Straßen privat vorzufinanzieren – sogenanntes Public Private Partnership (PPP) – ist sehr praktisch, wenn man aktuell nicht so viel Geld ausgeben will oder darf, z.B. wegen einer Schuldenbremse oder einer „schwarzen Null„“. Derzeit kostet es den Staat zwar nur knapp 0% Zinsen – also gar nichts – Schulden aufzunehmen, doch lieber verspricht man Finanzinvestoren eine gute dauerhafte Rendite. Das spart die Kontrolle des Projekts durch die Parlamente und die Gewinne der Anleger werden schön gestreckt über 30 Jahre gezahlt.
Wir hatten dazu im Landtag NRW Anhörungen und Expertengespräche.

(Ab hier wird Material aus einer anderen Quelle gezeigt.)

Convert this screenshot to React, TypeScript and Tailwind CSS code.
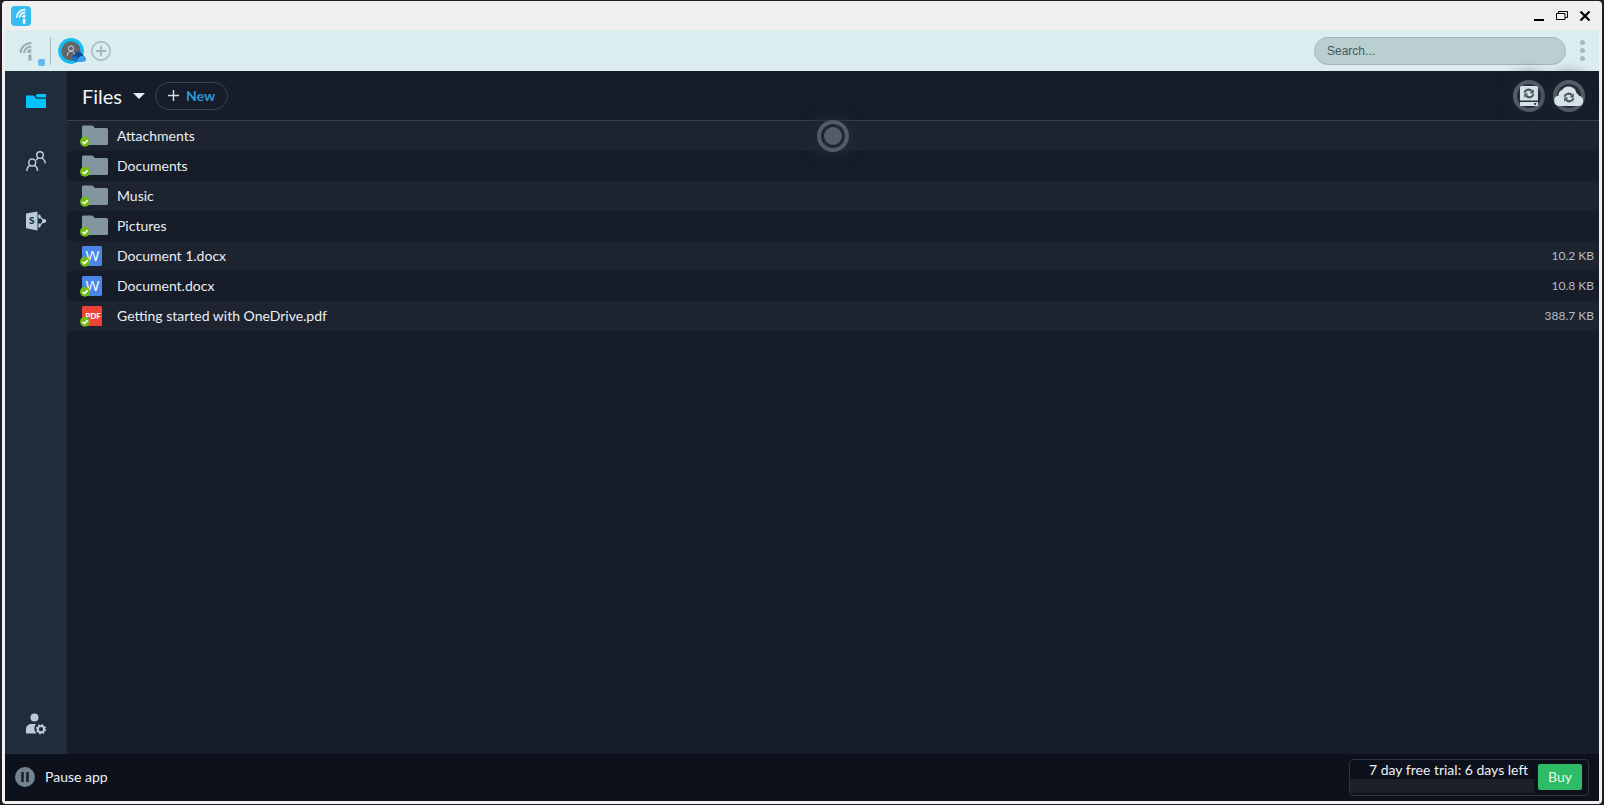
import type { ReactNode } from "react";

type FileItem = {
  name: string;
  kind: "folder" | "word" | "pdf";
  size?: string;
};

const files: FileItem[] = [
  { name: "Attachments", kind: "folder" },
  { name: "Documents", kind: "folder" },
  { name: "Music", kind: "folder" },
  { name: "Pictures", kind: "folder" },
  { name: "Document 1.docx", kind: "word", size: "10.2 KB" },
  { name: "Document.docx", kind: "word", size: "10.8 KB" },
  { name: "Getting started with OneDrive.pdf", kind: "pdf", size: "388.7 KB" },
];

// signal arcs over an "i"
const Signal = ({ className }: { className: string }) => (
  <svg viewBox="0 0 14 20" className={className} fill="none" stroke="currentColor">
    <path d="M1.500 12A10.500 10.500 0 0 1 12.400 2" strokeWidth="2" />
    <path d="M5 12.200A7.200 7.200 0 0 1 12.400 5.500" strokeWidth="2" />
    <path d="M8.600 11.400A3.600 3.600 0 0 1 12.400 8.800" strokeWidth="1.700" />
    <path d="M10.900 13.500V19.600" strokeWidth="3.200" />
    <path d="M10.900 9.800V12" strokeWidth="2.800" />
  </svg>
);

const TitleBar = () => (
  <header className="flex h-[29px] shrink-0 items-center justify-between bg-[#efefef] pr-2 pl-1.5">
    <span className="flex size-5 items-center justify-center rounded bg-[#33bdf0] text-white">
      <Signal className="h-4 w-3" />
    </span>
    <div className="flex items-center gap-[11px] text-black">
      <button aria-label="Minimize" className="size-3">
        <svg viewBox="0 0 12 12" className="size-3">
          <path d="M1 10h10" stroke="currentColor" strokeWidth="2" />
        </svg>
      </button>
      <button aria-label="Restore" className="size-3">
        <svg viewBox="0 0 12 12" className="size-3 overflow-visible" fill="none" stroke="currentColor">
          <path d="M2.500 3.500V1.500h9v6H9" />
          <path d="M.5 3.500H9v6H.5z" />
        </svg>
      </button>
      <button aria-label="Close" className="size-3">
        <svg viewBox="0 0 12 12" className="size-3">
          <path d="M1.500 1.500l9 9m0-9l-9 9" stroke="currentColor" strokeWidth="2.200" />
        </svg>
      </button>
    </div>
  </header>
);

const Toolbar = () => (
  <div className="flex h-[41px] shrink-0 items-center justify-between bg-[#dbedee] pr-[13px] pl-[13px]">
    <div className="flex items-center">
      <div className="relative flex h-7 w-8 items-center text-[#9baeb1]">
        <Signal className="h-5 w-4" />
        <span className="absolute right-[5px] -bottom-px size-[7px] rounded-xs bg-[#66b8ef]" />
      </div>
      <div className="h-7 w-px bg-[#a7b9bb]" />
      <button aria-label="OneDrive account" className="ml-[7px] size-7">
        <svg viewBox="0 0 28 28" className="size-7 overflow-visible" fill="none">
          <circle cx="13" cy="14" r="11.300" fill="#62666b" stroke="#13bff0" strokeWidth="3.200" />
          <circle cx="13" cy="11.500" r="2.600" stroke="#d5dadd" />
          <path d="M9.400 18.600c0-2.200 1.200-4.400 3.600-4.400s3.600 2.200 3.600 4.400" stroke="#d5dadd" />
          <path d="M14.300 20.500a3 3 0 0 1 2.200-3 4.300 4.300 0 0 1 8-.2l2.500 3-6 3.200-5-.5c-1-.4-1.700-1.300-1.700-2.500z" fill="#0f4a94" />
          <path d="M13.800 21.500c0-2 2.200-3.200 4.200-2.300l7 5.600h-6.500c-2.500 0-4.700-1-4.700-3.300z" fill="#1a6fbf" />
          <path d="M18.500 24.800l2.500-4.300c1.600-1.800 3.600-2.200 5-1.200a2.900 2.900 0 0 1 .3 5.500z" fill="#3aa0e8" />
        </svg>
      </button>
      <button aria-label="Add account" className="ml-[5px] size-5 text-[#a3b6b8]">
        <svg viewBox="0 0 20 20" className="size-5" fill="none" stroke="currentColor">
          <circle cx="10" cy="10" r="9.200" strokeWidth="1.400" />
          <path d="M10 4.800v10.400M4.800 10h10.400" strokeWidth="1.800" />
        </svg>
      </button>
    </div>
    <div className="flex items-center gap-3">
      <input
        type="text"
        aria-label="Search"
        placeholder="Search..."
        className="h-7 w-[252px] rounded-full border border-[#a3b6b7] bg-[#bacfd0] px-3 font-['Liberation_Sans',sans-serif] text-xs text-[#46565c] placeholder:text-[#46565c]"
      />
      <button aria-label="Menu" className="flex w-2 flex-col items-center gap-[3px]">
        <span className="size-[5px] rounded-full bg-[#a3b9bb]" />
        <span className="size-[5px] rounded-full bg-[#a3b9bb]" />
        <span className="size-[5px] rounded-full bg-[#a3b9bb]" />
      </button>
    </div>
  </div>
);

const Sidebar = () => (
  <nav className="flex w-[62px] shrink-0 flex-col items-center bg-[#202b3b] pt-5 pb-5 text-[#b9cbd5]">
    <button aria-label="Files" className="size-5">
      <svg viewBox="0 0 20 20" className="size-5" fill="#00c3ff">
        <path d="M0 4.500h7.500l2 2.200c.6.700 1.200 1 2 1H20V17H0z" />
        <path d="M11.500 3H20v3.500h-8c-.6 0-1-.2-1.300-.6L9.900 4.800c.1-1.100.7-1.800 1.600-1.800z" />
      </svg>
    </button>
    <button aria-label="Shared" className="mt-10 size-5">
      <svg viewBox="0 0 20 20" className="size-5" fill="none" stroke="currentColor" strokeWidth="1.500">
        <circle cx="6.200" cy="11.500" r="3.500" />
        <path d="M.9 20c0-3.300 1.800-5 3.600-5.400M11.500 20c0-3.300-1.800-5-3.600-5.400" />
        <circle cx="14" cy="4" r="3.300" />
        <path d="M10.300 9.300c.4-1 1.200-1.800 2.200-2.200M15.500 7.100c2.100.7 3.600 2.400 3.700 5.400" />
      </svg>
    </button>
    <button aria-label="SharePoint" className="mt-10 size-5">
      <svg viewBox="0 0 20 20" className="size-5">
        <path d="M0 2.500L11.500.5v19L0 17.200z" fill="currentColor" />
        <path d="M12.500 4.800l6 5.200-6 5.200" fill="none" stroke="currentColor" strokeWidth="1.300" />
        <circle cx="18" cy="10" r="2.100" fill="currentColor" />
        <path d="M12.500 3.200a2.300 2.300 0 0 1 0 4.600zM12.500 12.200a2.300 2.300 0 0 1 0 4.600z" fill="currentColor" />
        <text x="2.900" y="13.400" fontSize="10" fontWeight="900" fontFamily="Lato" fill="#202b3b">
          S
        </text>
      </svg>
    </button>
    <button aria-label="Account settings" className="mt-auto size-5">
      <svg viewBox="0 0 20 20" className="size-5 overflow-visible" fill="currentColor">
        <circle cx="8.500" cy="3.500" r="4" />
        <path d="M0 19.500V15c0-3 2.500-5 5.500-5H10c-1.500 2-2 4-1.400 6 .3 1.500 1 2.500 2 3.500z" />
        <circle cx="15" cy="15.200" r="3.100" fill="none" stroke="currentColor" strokeWidth="2" />
        <circle
          cx="15"
          cy="15.200"
          r="4.400"
          fill="none"
          stroke="currentColor"
          strokeWidth="1.600"
          strokeDasharray="1.730 1.730"
        />
      </svg>
    </button>
  </nav>
);

const Check = () => (
  <>
    <circle cx="5" cy="16.800" r="5" fill="#72ba14" />
    <path d="M2.500 16.800l1.900 1.900 3.300-3.600" fill="none" stroke="#fff" strokeWidth="1.600" />
  </>
);

const FileIcon = ({ kind }: { kind: FileItem["kind"] }) => (
  <svg viewBox="0 0 28 22" className="h-[22px] w-7" aria-hidden="true">
    {kind === "folder" && (
      <path
        d="M2 2Q2 .5 3.500.5H12q.8 0 1.300.7L14.800 3H26.500Q28 3 28 4.500V18.500q0 1.500-1.500 1.500H3.500Q2 20 2 18.500z"
        fill="#83959f"
      />
    )}
    {kind === "word" && (
      <>
        <rect x="2" y="1" width="20" height="20" rx="1.500" fill="#4a86e8" />
        <text x="12.500" y="16" textAnchor="middle" fontSize="15" fontFamily="Open Sans" fill="#fff">
          W
        </text>
      </>
    )}
    {kind === "pdf" && (
      <>
        <rect x="2" y="1" width="20" height="20" rx="1.500" fill="#ee4237" />
        <text x="13" y="14" textAnchor="middle" fontSize="8" fontWeight="900" fontFamily="Lato" fill="#fff">
          PDF
        </text>
      </>
    )}
    <Check />
  </svg>
);

const SyncButton = ({ label, children }: { label: string; children: ReactNode }) => (
  <button
    aria-label={label}
    className="flex size-8 items-center justify-center rounded-full border-4 border-[#535b66] bg-[#252d38] text-[#d5e2e8] shadow-[0_0_14px_4px_#1b2430]"
  >
    {children}
  </button>
);

const SyncArrows = () => (
  <g fill="none" stroke="#4c5860" strokeWidth="2.200">
    <path d="M11.500 12.200a4.300 4.300 0 0 1 7.400-1.500M20.500 13.800a4.300 4.300 0 0 1-7.400 1.500" />
    <path d="M20.800 8.800v4.200h-4.200zM11.200 17.200V13h4.200z" fill="#4c5860" stroke="none" />
  </g>
);

const FilesHeader = () => (
  <div className="flex h-[50px] items-center justify-between border-b border-[#3b434f] pr-3.5 pl-[15px]">
    <div className="flex items-center">
      <button className="flex items-center gap-[11px] text-xl text-[#f3f6f9]">
        Files
        <svg viewBox="0 0 12 6" className="h-1.5 w-3" fill="#e6eef4">
          <path d="M0 0h12L6 6z" />
        </svg>
      </button>
      <button className="ml-2.5 flex h-7 items-center gap-[7px] rounded-full border border-[#3a4350] px-3 text-sm font-bold text-[#2c99d4]">
        <svg viewBox="0 0 11 11" className="size-[11px]" stroke="#d3dde4" strokeWidth="1.500">
          <path d="M5.500 0v11M0 5.500h11" />
        </svg>
        New
      </button>
    </div>
    <div className="flex gap-2">
      <SyncButton label="Local sync">
        <svg viewBox="0 0 32 32" className="size-8 shrink-0">
          <path d="M7 7.500Q7 6 8.500 6h15Q25 6 25 7.500V20.500H7zM7 22h18V26H7z" fill="currentColor" />
          <path d="M21 23h2.200v1.800H21z" fill="#38424c" />
          <g transform="translate(0 .5)">
            <SyncArrows />
          </g>
        </svg>
      </SyncButton>
      <SyncButton label="Cloud sync">
        <svg viewBox="0 0 32 32" className="size-8 shrink-0">
          <path
            d="M6 26a5.300 5.300 0 0 1-.5-10.500A5.800 5.800 0 0 1 9.300 9.800a8 8 0 0 1 14.200 3.200 5 5 0 0 1 2.500 2.800A5.200 5.200 0 0 1 26 26z"
            fill="currentColor"
          />
          <g transform="translate(0 4.500)">
            <SyncArrows />
          </g>
        </svg>
      </SyncButton>
    </div>
  </div>
);

const FileTable = () => (
  <table className="w-full text-left" aria-label="Files">
    <tbody>
      {files.map((file) => (
        <tr key={file.name} className="h-[30px] odd:bg-[#1d2430] even:bg-[#161c28]">
          <td className="w-[50px] p-0 pl-[13px]">
            <FileIcon kind={file.kind} />
          </td>
          <td className="p-0 text-sm text-[#eaeff4]">{file.name}</td>
          <td className="p-0 pr-[5px] text-right text-xs text-[#b4bdc6]">{file.size}</td>
        </tr>
      ))}
    </tbody>
  </table>
);

const Footer = () => (
  <footer className="flex h-[47px] shrink-0 items-center justify-between bg-[#0c111c] pr-2.5 pb-px pl-2.5 text-sm text-[#eef2f6]">
    <button className="flex items-center gap-2.5">
      <svg viewBox="0 0 20 20" className="size-5">
        <circle cx="10" cy="10" r="10" fill="#74848d" />
        <path d="M7.500 5v10M12.500 5v10" stroke="#17232c" strokeWidth="2.600" />
      </svg>
      Pause app
    </button>
    <div className="flex h-[37px] w-60 items-center justify-between rounded-sm border border-[#2e3541] pr-1.5">
      <div className="w-[184px]">
        <p className="pr-1.5 text-right leading-[18px]">7 day free trial: 6 days left</p>
        <div className="h-3.5 bg-[#1c202b]" />
      </div>
      <button className="h-[26px] w-11 rounded-xs bg-[#2dbb65] text-[#e6f7ed]">Buy</button>
    </div>
  </footer>
);

export default function App() {
  return (
    <div className="h-screen bg-[#241c21] px-0.5 pt-px pb-px font-[Lato,sans-serif]">
      <div className="flex h-full flex-col rounded-sm bg-[#f1f0f3] px-[3px] pb-[3px]">
        <TitleBar />
        <Toolbar />
        <div className="flex min-h-0 flex-1">
          <Sidebar />
          <main className="relative min-w-0 flex-1 bg-[#161c28]">
            <FilesHeader />
            <FileTable />
            {/* loading indicator over the list */}
            <div className="absolute top-[49px] left-1/2 flex size-8 -translate-x-1/2 items-center justify-center rounded-full border-4 border-[#535b66] bg-[#1f2732] shadow-[0_0_14px_4px_#1f2a36]">
              <span className="size-[18px] rounded-full bg-[#535b66]" />
            </div>
          </main>
        </div>
        <Footer />
      </div>
    </div>
  );
}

So richtig gut verteidigen konnte das PPP-Konzept niemand. Die meisten Wissenschaftler(innen) und Lobbyisten wiesen auf Gefahren hin: Mehr Kosten und mehr Risiko, das mit schlechten Verträgen stiege. Weniger Ingenieure und deutlich mehr Juristen bräuchten also dann die Straßenbauämter, das führe zu Kompetenzverlust und Abhängigkeiten. Auf der PPP-Befürworterseite stand stets ein Argument: Private können es besser!
Ja, aber warum eigentlich? Die Frage muss lauten: Was müssen wir in den Ämtern Deutschlands tun, damit diese schnell, effizient und hochwertig bauen können? Die Bau-Kompetenz in private Hände legen und nur noch Juristen beschäftigen? Ganz sicher nicht. Eher im Gegenteil. Es gibt keinen Grund, warum Straßenbauämter schlechter wirtschaften müssen, als Private, die zudem noch Renditen erwirtschaften müssen und eine zusätzliche Verwaltungsebene bedeuten. Dass Private besser seien, entspricht zudem nicht den Tatsachen, wie man unter anderem an den Stellungnahmen des Bundesrechnungshofes sieht.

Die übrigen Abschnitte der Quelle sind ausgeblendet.